• Your goal
With pictures left out, extract every line between the start of the records below and the line holding "type Slice = [from: number, to: number, fill: string];", inclusive.

----------

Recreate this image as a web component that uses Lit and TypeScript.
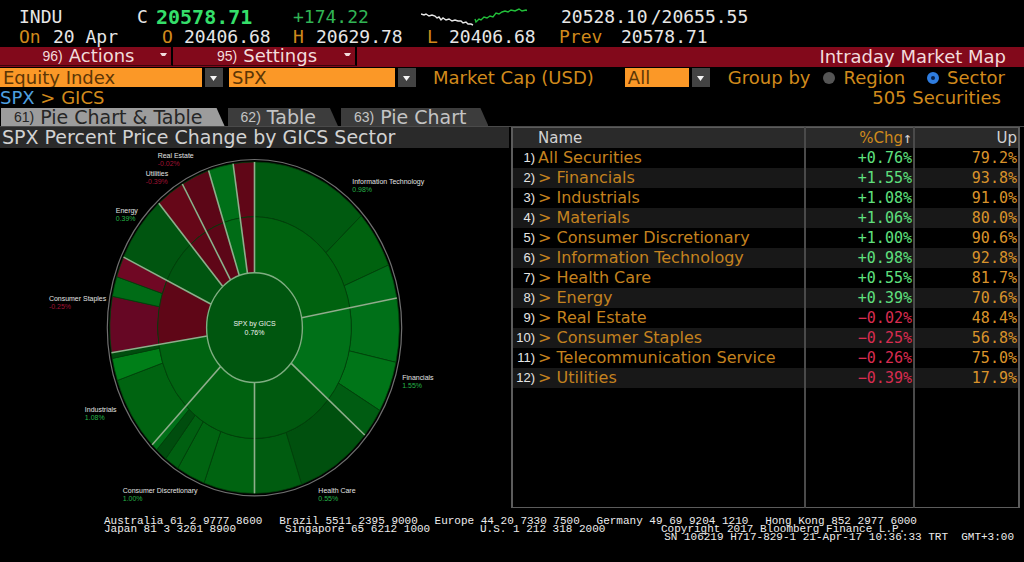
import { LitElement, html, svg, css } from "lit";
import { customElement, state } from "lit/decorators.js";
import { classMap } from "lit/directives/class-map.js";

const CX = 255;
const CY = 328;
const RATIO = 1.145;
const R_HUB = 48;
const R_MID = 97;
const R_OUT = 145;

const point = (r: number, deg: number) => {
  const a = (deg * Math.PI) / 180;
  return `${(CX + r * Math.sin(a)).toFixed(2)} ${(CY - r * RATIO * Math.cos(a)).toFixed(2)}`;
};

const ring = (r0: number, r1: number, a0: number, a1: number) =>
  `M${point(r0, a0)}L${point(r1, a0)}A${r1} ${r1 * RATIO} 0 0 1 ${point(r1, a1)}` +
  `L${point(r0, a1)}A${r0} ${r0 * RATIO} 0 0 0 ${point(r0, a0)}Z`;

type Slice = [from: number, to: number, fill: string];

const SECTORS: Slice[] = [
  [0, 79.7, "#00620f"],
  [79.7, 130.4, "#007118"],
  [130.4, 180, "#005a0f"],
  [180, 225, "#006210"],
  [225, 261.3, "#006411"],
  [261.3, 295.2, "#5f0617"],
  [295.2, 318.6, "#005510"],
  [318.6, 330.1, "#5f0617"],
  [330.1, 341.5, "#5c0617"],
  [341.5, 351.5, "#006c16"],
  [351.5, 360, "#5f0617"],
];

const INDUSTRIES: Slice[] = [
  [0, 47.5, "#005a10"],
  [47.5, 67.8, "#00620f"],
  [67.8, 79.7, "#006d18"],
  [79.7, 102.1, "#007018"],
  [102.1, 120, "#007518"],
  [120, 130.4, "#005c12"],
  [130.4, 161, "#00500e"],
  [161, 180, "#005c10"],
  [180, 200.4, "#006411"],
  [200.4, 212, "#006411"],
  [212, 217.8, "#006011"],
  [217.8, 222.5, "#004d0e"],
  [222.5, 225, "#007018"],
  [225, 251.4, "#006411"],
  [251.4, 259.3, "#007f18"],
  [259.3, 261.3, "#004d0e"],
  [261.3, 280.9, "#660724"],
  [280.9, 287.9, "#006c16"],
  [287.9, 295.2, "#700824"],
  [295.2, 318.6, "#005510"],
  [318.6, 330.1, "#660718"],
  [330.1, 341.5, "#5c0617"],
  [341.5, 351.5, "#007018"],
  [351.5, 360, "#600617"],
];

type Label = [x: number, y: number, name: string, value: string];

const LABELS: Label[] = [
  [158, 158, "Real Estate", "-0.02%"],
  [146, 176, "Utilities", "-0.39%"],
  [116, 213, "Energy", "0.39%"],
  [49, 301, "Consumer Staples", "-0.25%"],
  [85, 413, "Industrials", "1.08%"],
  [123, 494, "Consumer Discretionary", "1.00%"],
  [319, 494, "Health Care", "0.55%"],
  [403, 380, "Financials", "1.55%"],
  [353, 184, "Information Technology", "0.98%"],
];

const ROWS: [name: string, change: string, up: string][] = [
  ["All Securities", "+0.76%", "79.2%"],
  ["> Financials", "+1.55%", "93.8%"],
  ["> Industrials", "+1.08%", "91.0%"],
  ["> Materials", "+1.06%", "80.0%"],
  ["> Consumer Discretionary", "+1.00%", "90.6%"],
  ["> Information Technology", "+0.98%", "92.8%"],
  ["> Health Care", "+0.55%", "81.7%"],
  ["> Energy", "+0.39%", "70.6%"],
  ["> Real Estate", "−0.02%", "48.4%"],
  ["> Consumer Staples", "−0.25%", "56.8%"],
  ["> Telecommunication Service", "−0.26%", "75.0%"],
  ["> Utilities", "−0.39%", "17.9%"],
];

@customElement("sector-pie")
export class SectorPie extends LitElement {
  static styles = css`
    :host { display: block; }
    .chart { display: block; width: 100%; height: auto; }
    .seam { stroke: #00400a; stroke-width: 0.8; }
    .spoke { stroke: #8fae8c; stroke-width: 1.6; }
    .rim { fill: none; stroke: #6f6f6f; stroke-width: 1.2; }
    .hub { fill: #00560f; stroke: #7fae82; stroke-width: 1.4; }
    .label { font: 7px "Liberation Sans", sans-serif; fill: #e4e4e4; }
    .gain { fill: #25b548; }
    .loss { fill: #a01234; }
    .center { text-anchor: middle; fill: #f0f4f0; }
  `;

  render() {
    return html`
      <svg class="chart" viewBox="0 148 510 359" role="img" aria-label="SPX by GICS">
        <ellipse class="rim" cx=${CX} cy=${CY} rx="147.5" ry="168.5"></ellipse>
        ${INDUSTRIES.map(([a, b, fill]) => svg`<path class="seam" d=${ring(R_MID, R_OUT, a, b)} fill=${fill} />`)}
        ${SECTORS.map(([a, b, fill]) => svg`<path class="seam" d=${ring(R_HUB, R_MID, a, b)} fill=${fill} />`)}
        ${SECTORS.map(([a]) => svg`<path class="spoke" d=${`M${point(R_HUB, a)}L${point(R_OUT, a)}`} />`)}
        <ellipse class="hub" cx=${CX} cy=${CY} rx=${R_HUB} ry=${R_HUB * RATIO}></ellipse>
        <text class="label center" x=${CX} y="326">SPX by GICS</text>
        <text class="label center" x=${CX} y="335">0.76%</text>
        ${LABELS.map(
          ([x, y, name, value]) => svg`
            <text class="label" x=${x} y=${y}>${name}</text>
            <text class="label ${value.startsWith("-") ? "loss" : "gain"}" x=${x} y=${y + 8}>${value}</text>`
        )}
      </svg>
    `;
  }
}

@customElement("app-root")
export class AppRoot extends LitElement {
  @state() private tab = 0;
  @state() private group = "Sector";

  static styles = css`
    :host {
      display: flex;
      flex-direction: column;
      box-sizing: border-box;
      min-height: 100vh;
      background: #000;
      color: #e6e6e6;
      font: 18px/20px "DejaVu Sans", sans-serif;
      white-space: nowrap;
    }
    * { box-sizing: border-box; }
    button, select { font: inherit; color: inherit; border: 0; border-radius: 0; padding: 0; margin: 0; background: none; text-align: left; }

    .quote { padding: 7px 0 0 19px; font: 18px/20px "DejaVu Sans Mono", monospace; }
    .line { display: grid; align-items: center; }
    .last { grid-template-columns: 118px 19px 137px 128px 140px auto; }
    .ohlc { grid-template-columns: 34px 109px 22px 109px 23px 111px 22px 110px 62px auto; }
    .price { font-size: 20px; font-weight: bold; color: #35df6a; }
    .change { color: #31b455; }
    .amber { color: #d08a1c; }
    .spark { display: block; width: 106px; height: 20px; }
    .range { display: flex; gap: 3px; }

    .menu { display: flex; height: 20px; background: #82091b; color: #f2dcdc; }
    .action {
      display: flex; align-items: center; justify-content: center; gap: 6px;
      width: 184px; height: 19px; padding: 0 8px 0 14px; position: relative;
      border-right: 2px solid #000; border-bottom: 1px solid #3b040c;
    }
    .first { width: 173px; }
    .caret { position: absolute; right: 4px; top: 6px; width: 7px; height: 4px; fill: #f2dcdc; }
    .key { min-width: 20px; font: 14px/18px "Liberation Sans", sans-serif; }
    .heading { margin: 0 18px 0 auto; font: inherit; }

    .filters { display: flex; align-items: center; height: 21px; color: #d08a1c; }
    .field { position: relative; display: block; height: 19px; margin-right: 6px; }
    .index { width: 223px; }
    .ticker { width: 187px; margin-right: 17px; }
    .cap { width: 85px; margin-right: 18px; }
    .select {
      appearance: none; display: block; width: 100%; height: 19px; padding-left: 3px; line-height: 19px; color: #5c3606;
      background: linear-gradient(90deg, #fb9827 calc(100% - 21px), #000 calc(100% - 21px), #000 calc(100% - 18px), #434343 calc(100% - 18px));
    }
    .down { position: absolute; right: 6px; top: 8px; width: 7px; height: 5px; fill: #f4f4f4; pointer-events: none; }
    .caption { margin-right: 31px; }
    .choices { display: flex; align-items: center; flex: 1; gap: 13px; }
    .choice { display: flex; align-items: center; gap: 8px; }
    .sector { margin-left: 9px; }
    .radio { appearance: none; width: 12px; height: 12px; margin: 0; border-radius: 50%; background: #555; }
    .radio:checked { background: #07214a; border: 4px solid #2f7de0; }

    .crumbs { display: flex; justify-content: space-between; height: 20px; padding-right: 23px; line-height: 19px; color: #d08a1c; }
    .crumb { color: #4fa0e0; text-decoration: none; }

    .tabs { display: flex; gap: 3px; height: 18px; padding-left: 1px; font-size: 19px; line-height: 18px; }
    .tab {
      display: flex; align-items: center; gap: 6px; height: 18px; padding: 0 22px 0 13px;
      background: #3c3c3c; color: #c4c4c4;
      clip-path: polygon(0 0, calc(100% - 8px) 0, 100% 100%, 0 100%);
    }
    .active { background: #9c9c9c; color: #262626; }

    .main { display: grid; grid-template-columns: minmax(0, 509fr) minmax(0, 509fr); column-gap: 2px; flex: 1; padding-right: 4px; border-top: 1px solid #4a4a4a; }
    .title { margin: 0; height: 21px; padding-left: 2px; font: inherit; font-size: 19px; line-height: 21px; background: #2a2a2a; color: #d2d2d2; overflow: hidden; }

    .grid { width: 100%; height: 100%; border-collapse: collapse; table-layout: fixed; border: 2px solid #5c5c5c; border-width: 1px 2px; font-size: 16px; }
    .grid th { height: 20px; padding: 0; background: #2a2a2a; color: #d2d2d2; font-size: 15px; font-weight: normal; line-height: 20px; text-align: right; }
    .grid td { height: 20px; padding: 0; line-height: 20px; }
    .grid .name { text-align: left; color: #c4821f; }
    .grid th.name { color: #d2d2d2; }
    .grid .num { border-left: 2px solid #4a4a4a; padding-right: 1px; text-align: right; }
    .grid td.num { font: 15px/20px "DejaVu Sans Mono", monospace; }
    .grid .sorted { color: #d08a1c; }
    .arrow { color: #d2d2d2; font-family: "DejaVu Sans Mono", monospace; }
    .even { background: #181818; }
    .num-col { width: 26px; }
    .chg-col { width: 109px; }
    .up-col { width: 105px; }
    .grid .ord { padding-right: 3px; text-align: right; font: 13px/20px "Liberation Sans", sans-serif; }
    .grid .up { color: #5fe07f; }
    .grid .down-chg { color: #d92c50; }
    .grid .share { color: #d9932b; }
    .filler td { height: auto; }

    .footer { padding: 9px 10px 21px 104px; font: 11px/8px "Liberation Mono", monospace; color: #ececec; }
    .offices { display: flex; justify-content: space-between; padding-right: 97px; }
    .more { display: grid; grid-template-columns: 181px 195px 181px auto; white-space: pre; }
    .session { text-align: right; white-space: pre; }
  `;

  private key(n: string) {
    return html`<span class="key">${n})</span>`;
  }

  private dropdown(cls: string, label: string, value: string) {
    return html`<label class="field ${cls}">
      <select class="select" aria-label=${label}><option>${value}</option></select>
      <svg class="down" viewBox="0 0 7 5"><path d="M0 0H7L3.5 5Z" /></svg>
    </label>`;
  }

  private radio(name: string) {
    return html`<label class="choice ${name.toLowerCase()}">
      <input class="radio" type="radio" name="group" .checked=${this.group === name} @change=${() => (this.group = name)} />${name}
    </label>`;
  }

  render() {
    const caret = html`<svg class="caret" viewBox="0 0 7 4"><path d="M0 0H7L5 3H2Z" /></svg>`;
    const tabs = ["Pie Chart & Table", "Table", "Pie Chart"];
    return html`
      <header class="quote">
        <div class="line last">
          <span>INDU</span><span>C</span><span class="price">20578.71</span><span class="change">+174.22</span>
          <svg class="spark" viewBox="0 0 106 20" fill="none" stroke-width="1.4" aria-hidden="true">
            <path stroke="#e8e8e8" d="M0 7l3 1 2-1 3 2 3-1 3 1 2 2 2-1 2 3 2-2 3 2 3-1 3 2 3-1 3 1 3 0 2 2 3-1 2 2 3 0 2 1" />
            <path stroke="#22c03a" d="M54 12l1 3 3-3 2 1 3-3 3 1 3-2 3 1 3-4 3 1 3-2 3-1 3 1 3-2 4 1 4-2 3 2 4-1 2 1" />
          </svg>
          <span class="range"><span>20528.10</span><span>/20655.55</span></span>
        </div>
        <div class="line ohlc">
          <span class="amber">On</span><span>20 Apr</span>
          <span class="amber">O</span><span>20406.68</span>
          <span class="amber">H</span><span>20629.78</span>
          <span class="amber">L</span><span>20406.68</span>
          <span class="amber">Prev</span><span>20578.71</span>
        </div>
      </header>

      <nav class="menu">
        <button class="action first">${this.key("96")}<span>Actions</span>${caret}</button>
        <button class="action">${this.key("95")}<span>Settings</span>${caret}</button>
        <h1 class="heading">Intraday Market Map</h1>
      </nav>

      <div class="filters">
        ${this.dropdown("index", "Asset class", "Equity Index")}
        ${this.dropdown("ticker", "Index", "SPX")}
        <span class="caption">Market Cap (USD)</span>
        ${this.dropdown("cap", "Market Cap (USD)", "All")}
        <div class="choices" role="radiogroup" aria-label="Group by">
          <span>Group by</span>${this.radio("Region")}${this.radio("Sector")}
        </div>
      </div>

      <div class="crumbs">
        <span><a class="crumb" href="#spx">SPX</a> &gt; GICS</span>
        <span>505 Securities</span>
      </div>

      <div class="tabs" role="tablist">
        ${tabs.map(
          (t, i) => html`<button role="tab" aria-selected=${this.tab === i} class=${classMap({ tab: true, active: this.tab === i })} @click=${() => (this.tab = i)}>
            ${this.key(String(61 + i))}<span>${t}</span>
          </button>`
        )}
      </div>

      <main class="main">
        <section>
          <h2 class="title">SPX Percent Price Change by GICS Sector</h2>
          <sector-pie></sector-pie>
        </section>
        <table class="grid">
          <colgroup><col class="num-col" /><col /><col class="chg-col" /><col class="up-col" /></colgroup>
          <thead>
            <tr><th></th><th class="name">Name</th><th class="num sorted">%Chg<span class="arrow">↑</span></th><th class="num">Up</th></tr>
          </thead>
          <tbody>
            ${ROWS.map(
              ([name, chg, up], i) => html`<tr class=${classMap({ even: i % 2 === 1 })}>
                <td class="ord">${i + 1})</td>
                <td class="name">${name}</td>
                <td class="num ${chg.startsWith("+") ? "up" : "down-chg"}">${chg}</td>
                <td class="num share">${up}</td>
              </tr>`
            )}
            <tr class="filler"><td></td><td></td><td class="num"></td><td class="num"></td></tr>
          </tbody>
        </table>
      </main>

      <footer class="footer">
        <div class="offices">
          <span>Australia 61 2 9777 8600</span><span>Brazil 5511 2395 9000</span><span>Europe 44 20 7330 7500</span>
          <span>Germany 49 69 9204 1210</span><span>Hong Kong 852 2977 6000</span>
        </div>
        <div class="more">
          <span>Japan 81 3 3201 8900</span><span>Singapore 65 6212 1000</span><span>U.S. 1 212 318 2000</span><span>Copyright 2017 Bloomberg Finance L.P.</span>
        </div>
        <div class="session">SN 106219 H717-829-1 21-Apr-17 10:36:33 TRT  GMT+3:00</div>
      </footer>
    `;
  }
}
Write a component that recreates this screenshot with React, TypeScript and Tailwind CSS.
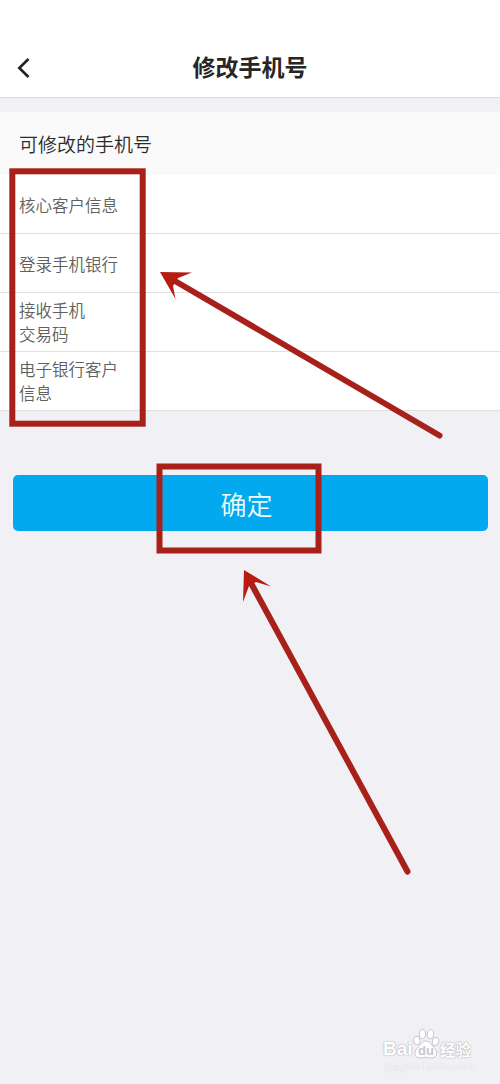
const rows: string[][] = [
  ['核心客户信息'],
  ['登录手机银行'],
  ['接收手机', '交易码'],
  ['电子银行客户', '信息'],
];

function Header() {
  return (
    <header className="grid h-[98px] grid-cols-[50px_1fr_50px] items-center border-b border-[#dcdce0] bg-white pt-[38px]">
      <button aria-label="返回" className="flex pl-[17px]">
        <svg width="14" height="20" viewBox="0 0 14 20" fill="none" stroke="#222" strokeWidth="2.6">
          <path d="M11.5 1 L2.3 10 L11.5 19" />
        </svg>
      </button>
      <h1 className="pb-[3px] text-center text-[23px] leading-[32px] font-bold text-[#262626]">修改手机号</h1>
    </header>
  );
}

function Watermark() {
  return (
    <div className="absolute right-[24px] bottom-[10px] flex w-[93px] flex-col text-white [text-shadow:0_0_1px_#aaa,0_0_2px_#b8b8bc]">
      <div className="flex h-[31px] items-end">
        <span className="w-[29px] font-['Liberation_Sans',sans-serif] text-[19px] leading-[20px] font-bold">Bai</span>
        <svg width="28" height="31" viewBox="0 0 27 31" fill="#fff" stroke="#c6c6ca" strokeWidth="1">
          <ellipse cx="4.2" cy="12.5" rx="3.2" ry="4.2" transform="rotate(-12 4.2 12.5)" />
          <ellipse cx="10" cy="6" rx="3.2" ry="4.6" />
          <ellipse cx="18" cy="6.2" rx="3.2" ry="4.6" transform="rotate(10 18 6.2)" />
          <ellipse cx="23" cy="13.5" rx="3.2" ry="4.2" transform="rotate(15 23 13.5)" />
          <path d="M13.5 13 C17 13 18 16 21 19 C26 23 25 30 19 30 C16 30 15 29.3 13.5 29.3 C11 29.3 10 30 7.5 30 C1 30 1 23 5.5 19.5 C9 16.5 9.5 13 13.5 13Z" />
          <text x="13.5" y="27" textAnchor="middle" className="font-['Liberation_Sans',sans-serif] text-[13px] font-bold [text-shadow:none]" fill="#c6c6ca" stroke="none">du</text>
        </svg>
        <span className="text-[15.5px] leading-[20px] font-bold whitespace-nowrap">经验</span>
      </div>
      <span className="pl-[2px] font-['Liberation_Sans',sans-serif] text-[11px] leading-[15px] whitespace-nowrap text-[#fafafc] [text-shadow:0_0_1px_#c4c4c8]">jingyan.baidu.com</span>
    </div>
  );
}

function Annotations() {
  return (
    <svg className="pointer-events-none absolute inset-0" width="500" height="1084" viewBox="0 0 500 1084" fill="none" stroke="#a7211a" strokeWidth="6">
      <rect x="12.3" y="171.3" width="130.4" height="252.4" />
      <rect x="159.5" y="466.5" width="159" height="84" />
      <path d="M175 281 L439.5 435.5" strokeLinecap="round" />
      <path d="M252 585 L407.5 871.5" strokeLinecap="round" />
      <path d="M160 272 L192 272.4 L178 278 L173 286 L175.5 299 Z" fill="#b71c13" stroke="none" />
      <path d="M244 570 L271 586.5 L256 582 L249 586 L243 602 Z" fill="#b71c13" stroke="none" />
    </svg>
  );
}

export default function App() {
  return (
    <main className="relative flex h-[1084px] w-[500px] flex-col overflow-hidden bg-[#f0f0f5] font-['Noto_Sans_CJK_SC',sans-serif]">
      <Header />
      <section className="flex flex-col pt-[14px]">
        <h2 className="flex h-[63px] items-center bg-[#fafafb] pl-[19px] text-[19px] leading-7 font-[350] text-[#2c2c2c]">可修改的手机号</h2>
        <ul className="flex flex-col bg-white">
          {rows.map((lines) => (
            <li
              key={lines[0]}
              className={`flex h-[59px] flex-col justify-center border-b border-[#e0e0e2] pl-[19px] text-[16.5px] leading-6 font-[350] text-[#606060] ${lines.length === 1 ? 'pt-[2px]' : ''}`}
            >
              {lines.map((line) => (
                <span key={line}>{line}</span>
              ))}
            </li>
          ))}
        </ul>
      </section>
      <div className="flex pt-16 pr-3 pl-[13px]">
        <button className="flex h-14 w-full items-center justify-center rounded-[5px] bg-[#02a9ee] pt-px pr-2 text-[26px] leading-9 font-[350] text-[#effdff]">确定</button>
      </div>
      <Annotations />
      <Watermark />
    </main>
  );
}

----------

• Response below
Recreate this image as a web component that uses Lit and TypeScript.
import { LitElement, html, svg, css } from "lit";
import { customElement, state } from "lit/decorators.js";
import { classMap } from "lit/directives/class-map.js";

const CX = 255;
const CY = 328;
const RATIO = 1.145;
const R_HUB = 48;
const R_MID = 97;
const R_OUT = 145;

const point = (r: number, deg: number) => {
  const a = (deg * Math.PI) / 180;
  return `${(CX + r * Math.sin(a)).toFixed(2)} ${(CY - r * RATIO * Math.cos(a)).toFixed(2)}`;
};

const ring = (r0: number, r1: number, a0: number, a1: number) =>
  `M${point(r0, a0)}L${point(r1, a0)}A${r1} ${r1 * RATIO} 0 0 1 ${point(r1, a1)}` +
  `L${point(r0, a1)}A${r0} ${r0 * RATIO} 0 0 0 ${point(r0, a0)}Z`;

type Slice = [from: number, to: number, fill: string];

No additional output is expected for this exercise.